Abstract

AbstractIn the period between the Westphalian and the Early Triassic, climatic conditions across Gondwana changed from the Gondwana-wide glaciation in the Late Carboniferous–Early Permian to warm to hot, semi-humid to arid conditions by the Late Permian–Early Triassic. In Afro-Arabia, glaciers advanced to 40° palaeolatitude creating a steep gradient between them and the temperate-humid environment in the vicinity of the equator. Synchronous deglaciation associated with a eustatic rise of sea level in the Early Sakmarian was followed by a flattening of the climate gradient and increased humidity, expressed by blackwater rivers and coal swamps between the South Pole and about 50° palaeolatitude and increasing aridity towards the equator. Brief poleward advances of hot aridity are evident around the Kungurian.
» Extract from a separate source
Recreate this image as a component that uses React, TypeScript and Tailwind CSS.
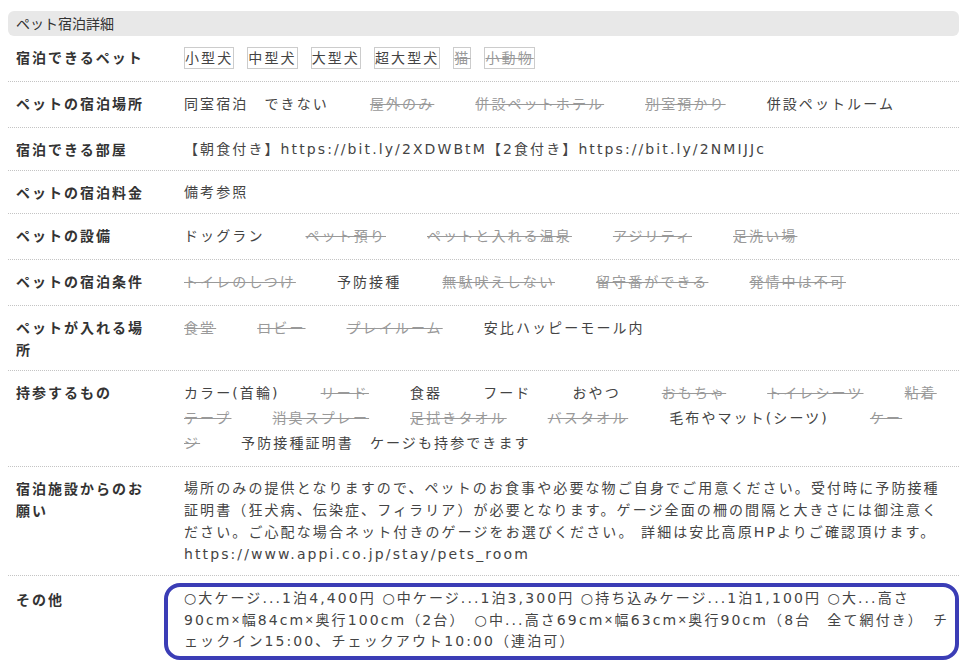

Expansion of the hot climate zone to the south took place in the Middle Permian, commencing with a humid to semi-humid phase in the south and semi-arid to arid conditions towards the north. A short pluvial event is locally indicated at the beginning of the Triassic, but warm semi-arid to semi-humid conditions prevailed in the south and hot aridity near the equator. There are variations of that general theme in eastern Gondwana, but the fundamental changes in climate-controlled depositional environments occurred almost synchronously over the whole of Gondwana, including Antarctica. The slight drift of Gondwana towards the equator is therefore an unlikely cause for these changes, as are modifications of ocean–continent geometries or of atmospheric composition. As the main driver was temperature it is suggested that governing control, not only of global temperature but also of the intensity of geotectonic activities, was imposed on the solar system by forces emanating from our galaxy (cosmic ray flux, magnetic intensity, gravitational vectors) and their variation over the course of a galactic year (the time for the solar system to orbit the core of the galaxy).